J’ai quasiment tout essayé, mais rien ne m’a jamais satisfaite. C’est aussi lié à mon orgueil : je refuse de perdre ma dignité. La vie est si intense, si riche, dans la souffrance comme dans le plaisir… Qu’est-ce qu’on va aller s’anesthésier la tronche ? C’est une perte de temps. Je peux mourir demain. Et alors ? J’aurais passé la moitié de ma vie dans une autre réalité ? Non merci ! Je ne suis pas intéressée. Les blessures de la vie, je les supporte sans Mercurochrome.

Mon regard

Avant d’être avec Ito (le designer Ora Ito), je faisais plus attention, pour mon intérieur, à l’ambiance qu’aux objets. L’environnement lumineux, le feng shui, l’harmonie. Et, de même que l’on peut éduquer une oreille, Ito a éduqué mon regard. En plus, j’étais complètement miro. Au début de notre rencontre, chaque fois qu’il me montrait quelque chose, dans la rue ou ailleurs, je le loupais.

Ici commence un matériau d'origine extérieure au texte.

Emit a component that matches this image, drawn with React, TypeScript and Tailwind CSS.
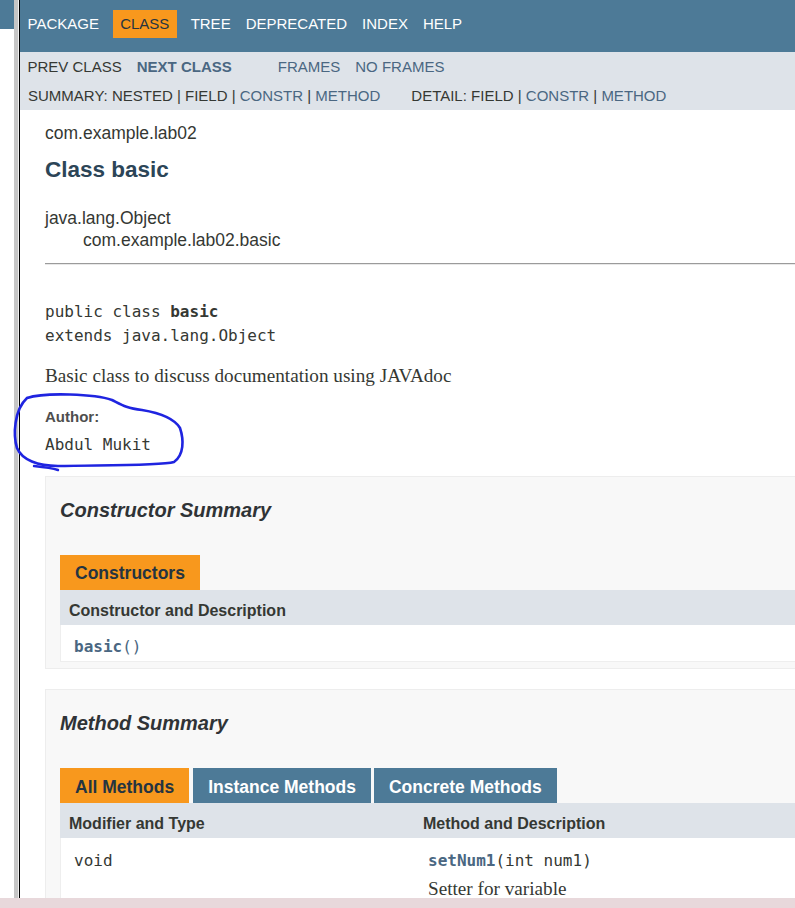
import React from "react";

const mono = "font-['DejaVu_Sans_Mono','Liberation_Mono',monospace]";
const serif = "font-['Liberation_Serif','Times_New_Roman',serif]";

function TopNav() {
  return (
    <div className="h-[52px] bg-[#4D7A97] pt-[10px] shrink-0">
      <div className="flex h-[28px] text-[15px] text-white">
        <div className="flex items-center px-[7.5px]">PACKAGE</div>
        <div className="flex items-center px-[7.5px] mx-[6.25px] bg-[#F8981D] text-[#253441]">CLASS</div>
        <div className="flex items-center px-[7.5px]">TREE</div>
        <div className="flex items-center px-[7.5px]">DEPRECATED</div>
        <div className="flex items-center px-[7.5px]">INDEX</div>
        <div className="flex items-center px-[7.5px]">HELP</div>
      </div>
    </div>
  );
}

function SubNav() {
  const link = "text-[#4A6782]";
  return (
    <div className="h-[58px] bg-[#dee3e9] text-[15px] text-[#353833] shrink-0">
      <div className="flex h-[30px] items-center">
        <div className="px-[7.5px]">PREV CLASS</div>
        <div className={`px-[7.5px] font-bold ${link}`}>NEXT CLASS</div>
        <div className={`ml-[31px] px-[7.5px] ${link}`}>FRAMES</div>
        <div className={`px-[7.5px] ${link}`}>NO FRAMES</div>
      </div>
      <div className="flex h-[28px] items-center whitespace-pre">
        <div className="pl-[8px]">
          SUMMARY: NESTED | FIELD | <span className={link}>CONSTR</span> | <span className={link}>METHOD</span>
        </div>
        <div className="ml-[31px]">
          DETAIL: FIELD | <span className={link}>CONSTR</span> | <span className={link}>METHOD</span>
        </div>
      </div>
    </div>
  );
}

function Header() {
  return (
    <>
      <div className="mt-[11px] h-[24px] leading-[24px] text-[17.5px]">com.example.lab02</div>
      <h2 className="mt-[10px] h-[30px] leading-[30px] text-[22.5px] font-bold text-[#2c4557]">Class basic</h2>
      <div className="mt-[22px] h-[22px] leading-[22px] text-[17.5px]">java.lang.Object</div>
      <div className="h-[22px] leading-[22px] text-[17.5px] pl-[38px]">com.example.lab02.basic</div>
      <div className="mt-[12px] h-[1px] bg-[#9b9b9b]" />
      <div className="h-[1px] bg-[#e8e8e8]" />
    </>
  );
}

function Description() {
  return (
    <>
      <div className={`mt-[35px] ${mono} text-[16px] leading-[24px]`}>
        <div>
          public class <span className="font-bold">basic</span>
        </div>
        <div>extends java.lang.Object</div>
      </div>
      <div className={`mt-[16px] ${serif} text-[19.2px] leading-[24px]`}>
        Basic class to discuss documentation using JAVAdoc
      </div>
      <div className="mt-[19px] h-[20px] leading-[20px] text-[15px] font-bold text-[#4E4E4E]">Author:</div>
      <div className={`mt-[6px] ${mono} text-[16px] leading-[24px]`}>Abdul Mukit</div>
    </>
  );
}

function ConstructorSummary() {
  return (
    <div className="mt-[19px] -mr-[30px] border border-[#ededed] bg-[#f8f8f8] pl-[14px] pb-[6px]">
      <h3 className="mt-[19px] h-[28px] leading-[28px] text-[20px] italic font-bold text-[#2f3336]">
        Constructor Summary
      </h3>
      <div className="mt-[31px] flex">
        <div className="h-[35px] flex items-center pt-[2px] px-[15px] bg-[#F8981D] text-[17.5px] font-bold text-[#253441]">
          Constructors
        </div>
      </div>
      <div className="h-[35px] flex items-center pt-[7px] pl-[9px] bg-[#dee3e9] text-[16px] font-bold text-[#353833]">
        Constructor and Description
      </div>
      <div className={`h-[37px] pt-[10px] pl-[13px] leading-[24px] bg-white border-x border-b border-[#eeeeee] ${mono} text-[16px] text-[#4A6782]`}>
        <span className="font-bold">basic</span>
        <span>()</span>
      </div>
    </div>
  );
}

function MethodSummary() {
  return (
    <div className="mt-[20px] -mr-[30px] border border-[#ededed] bg-[#f8f8f8] pl-[14px] pb-[6px]">
      <h3 className="mt-[19px] h-[28px] leading-[28px] text-[20px] italic font-bold text-[#2f3336]">
        Method Summary
      </h3>
      <div className="mt-[31px] flex text-[17.5px] font-bold">
        <div className="h-[35px] flex items-center pt-[3px] px-[15px] mr-[4px] bg-[#F8981D] text-[#253441]">All Methods</div>
        <div className="h-[35px] flex items-center pt-[3px] px-[15px] mr-[3px] bg-[#4D7A97] text-white">Instance Methods</div>
        <div className="h-[35px] flex items-center pt-[3px] px-[15px] bg-[#4D7A97] text-white">Concrete Methods</div>
      </div>
      <div className="h-[35px] flex items-center pt-[7px] bg-[#dee3e9] text-[16px] font-bold text-[#353833]">
        <div className="w-[354px] pl-[9px]">Modifier and Type</div>
        <div className="pl-[9px]">Method and Description</div>
      </div>
      <div className="flex bg-white border-x border-b border-[#eeeeee] pt-[11px] pb-[8px]">
        <div className={`w-[354px] pl-[13px] ${mono} text-[16px] leading-[24px] text-[#353833]`}>void</div>
        <div className="pl-[13px]">
          <div className={`${mono} text-[16px] leading-[24px] text-[#353833]`}>
            <span className="font-bold text-[#4A6782]">setNum1</span>(int num1)
          </div>
          <div className={`mt-[4px] ${serif} text-[19.2px] leading-[24px] text-[#353833]`}>Setter for variable</div>
        </div>
      </div>
    </div>
  );
}

export default function App() {
  return (
    <div className="relative flex flex-col w-[795px] h-[908px] overflow-hidden bg-white font-['Liberation_Sans',Arial,sans-serif] text-[#353833]">
      <div className="flex flex-1 min-h-0">
        <div className="w-[14px] shrink-0">
          <div className="h-[29px] bg-[#4D7A97]" />
        </div>
        <div className="w-[4px] shrink-0 bg-[#c6c6c6]" />
        <div className="w-[1px] shrink-0 bg-[#f0f0f0]" />
        <div className="w-[1px] shrink-0 bg-black" />
        <div className="flex-1 min-w-0 overflow-hidden flex flex-col">
          <TopNav />
          <SubNav />
          <div className="pl-[25px] flex flex-col">
            <Header />
            <Description />
            <ConstructorSummary />
            <MethodSummary />
          </div>
        </div>
      </div>
      <div className="h-[10px] shrink-0 bg-[#e8d8db]" />
      <svg
        className="absolute left-0 top-0 pointer-events-none"
        width="795"
        height="908"
        viewBox="0 0 795 908"
        fill="none"
      >
        <path
          d="M 27 398 C 45 392, 95 394, 112 400 C 122 405, 126 408, 142 410 C 160 413, 174 418, 180 428 C 184 440, 184 455, 174 462 C 160 466, 100 465, 58 466 C 38 466, 22 460, 17 448 C 13 435, 14 410, 27 398"
          stroke="#1f24e0"
          strokeWidth="2.6"
          strokeLinecap="round"
          strokeLinejoin="round"
        />
        <path d="M 34 466 C 44 467, 52 468, 58 470" stroke="#1f24e0" strokeWidth="2.4" strokeLinecap="round" />
      </svg>
    </div>
  );
}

C’est vite devenu frustrant. Car il avait accès à la beauté du monde et à sa précision, quand moi je restais dans le flou artistique. J’ai donc décidé de me faire opérer. J’ai eu l’impression de vivre un miracle : je retrouvais la vue ! Et mon esprit est devenu plus clair.

Ma passion

Tous les raccourcis me gonflent. Comme être cataloguée actrice de films d’auteur intello. Secret défense et, bientôt, Le Premier Cercle (de Laurent Tuel, avec Jean Reno) sont des films avec des jambes et des neurones. Des univers assez masculins, mais pourvus de rôles féminins essentiels. Pour Secret défense, j’ai dévalisé le rayon des livres sur les conflits géopolitiques actuels, avec quelques manuels du parfait agent secret, mais, au bout du compte, ça ne m’a pas servi à grand-chose. Car mon personnage est catapulté dans un milieu dont il ignore tout. Il doit s’adapter et comprendre son environnement. Une chose est sûre : du peu que j’ai appris sur les services secrets, je refuserais d’en faire partie. D’autant qu’agent secret, c’est un fantasme ! On n’en connaît que le prisme cinématographique. Mais, en réalité, c’est la parano, le secret… Moi, je veux vivre dans l’honnêteté absolue. Ce n’est pas compatible.